April 12, 2018; Next City
As the need for data to back up claims of discrimination and bias in public policy grows, so does the amount of publicly available resources. NPQ recently wrote about the opening of Eviction Lab, which has accumulated “approximately 80 million eviction records going back 18 years with the purpose of giving communities a means of comparing data, solutions, and policies on a city-by-city and county-by-county basis” via data and customizable maps and rankings. Joining these ranks, the Partnership for Working Families launched its new interactive map that shows where state laws block localities’ ability to raise the minimum wage, provide paid sick days, require local hiring, and other critical policies that can help close the inequality gap. It seems that with this and other readily available data, the information needed to change the landscape of poverty exists. But the policies that are emerging at the local, state, and national level tell another story. The question is why?
Going to the data sources provides some answers: Corporations and their lobbyists are driving deregulation at a rapid rate at all levels of government.
Most or all of the states that prohibit local standards related to wages, benefits, scheduling, construction jobs, or housing affordability have minimal or no state regulation related to those issues. In other words, while preemption advocates are rushing to establish ceilings on local standards, they aren’t also setting very many floors at the state level that guarantee minimum protections or standards.

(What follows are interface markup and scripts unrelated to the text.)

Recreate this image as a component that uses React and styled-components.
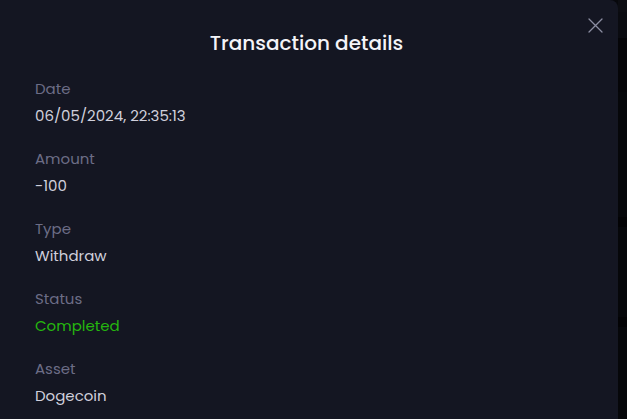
import React from "react";
import styled, { createGlobalStyle } from "styled-components";

const Global = createGlobalStyle`
  html, body { margin: 0; padding: 0; background: #08090d; }
  body { font-family: "Poppins", Inter, "Noto Sans", sans-serif; }
`;

const Page = styled.div`
  display: flex;
  width: 627px;
  height: 419px;
  overflow: hidden;
  background: #07080c;
`;

const Panel = styled.div`
  position: relative;
  width: 618px;
  height: 419px;
  flex: none;
  background: #141622;
  border-radius: 0 8px 0 0;
  box-sizing: border-box;
  padding: 30px 40px 0 35px;
`;

const Backdrop = styled.div`
  flex: 1;
  display: flex;
  flex-direction: column;
`;

const Shade = styled.div`
  height: ${(p) => p.h}px;
  background: ${(p) => p.c};
`;

const Title = styled.h2`
  margin: 0 0 22px 0;
  text-align: center;
  font-size: 20px;
  font-weight: 500;
  color: #f4f4f8;
  line-height: 26px;
`;

const Close = styled.button`
  position: absolute;
  top: 17px;
  right: 15px;
  width: 16px;
  height: 16px;
  padding: 0;
  border: none;
  background: transparent;
  display: flex;
  align-items: center;
  justify-content: center;
`;

const List = styled.dl`
  margin: 0;
  display: flex;
  flex-direction: column;
  gap: 21px;
`;

const Field = styled.div`
  display: flex;
  flex-direction: column;
  gap: 5px;
`;

const Label = styled.dt`
  margin: 0;
  font-size: 15px;
  line-height: 22px;
  color: #6c6d86;
`;

const Value = styled.dd`
  margin: 0;
  font-size: 15px;
  line-height: 22px;
  color: ${(p) => p.color || "#d0d0dc"};
`;

const rows = [
  ["Date", "06/05/2024, 22:35:13"],
  ["Amount", "-100"],
  ["Type", "Withdraw"],
  ["Status", "Completed", "#25b60f"],
  ["Asset", "Dogecoin"],
];

export default function App() {
  return (
    <Page>
      <Global />
      <Panel>
        <Close aria-label="Close">
          <svg width="15" height="15" viewBox="0 0 15 15">
            <path d="M1 1L14 14M14 1L1 14" stroke="#8b8da1" strokeWidth="1.3" strokeLinecap="round" />
          </svg>
        </Close>
        <Title>Transaction details</Title>
        <List>
          {rows.map(([l, v, c]) => (
            <Field key={l}>
              <Label>{l}</Label>
              <Value color={c}>{v}</Value>
            </Field>
          ))}
        </List>
      </Panel>
      <Backdrop>
        <Shade h={12} c="#0c0d12" />
        <Shade h={26} c="#0a0b10" />
        <Shade h={54} c="#050508" />
        <Shade h={125} c="#06070a" />
        <Shade h={10} c="#030305" />
        <Shade h={90} c="#06070a" />
        <Shade h={10} c="#030305" />
        <Shade h={92} c="#06070a" />
      </Backdrop>
    </Page>
  );
}
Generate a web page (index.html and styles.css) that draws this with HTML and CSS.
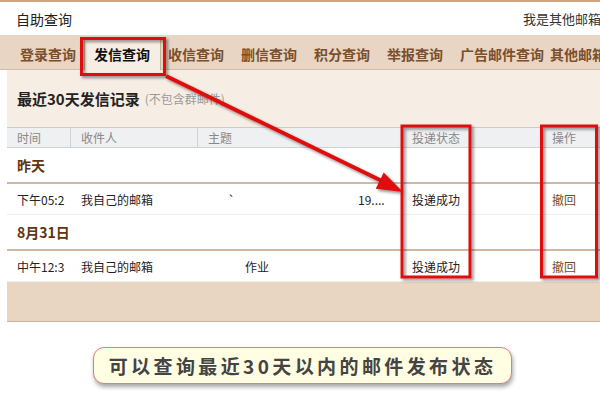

Using tools such as the Partnership for Working Families’ interactive map confirms the proliferation of corporate funds and corporate influence in state legislatures. As Ben Beach and Miya Saika Chen from the Partnership report in an op-ed from Next City:
The fact that 28 states now prohibit local minimum wage standards and 27 states ban local rent control measures speaks to the effectiveness of this strategy. Recent research by our organization and the National Employment Law Project highlights Uber, Lyft and others’ aggressive lobbying and unprecedented spending to influence state legislators, which led, as noted, to 41 states adopting policies that preempt any local attempt at regulation.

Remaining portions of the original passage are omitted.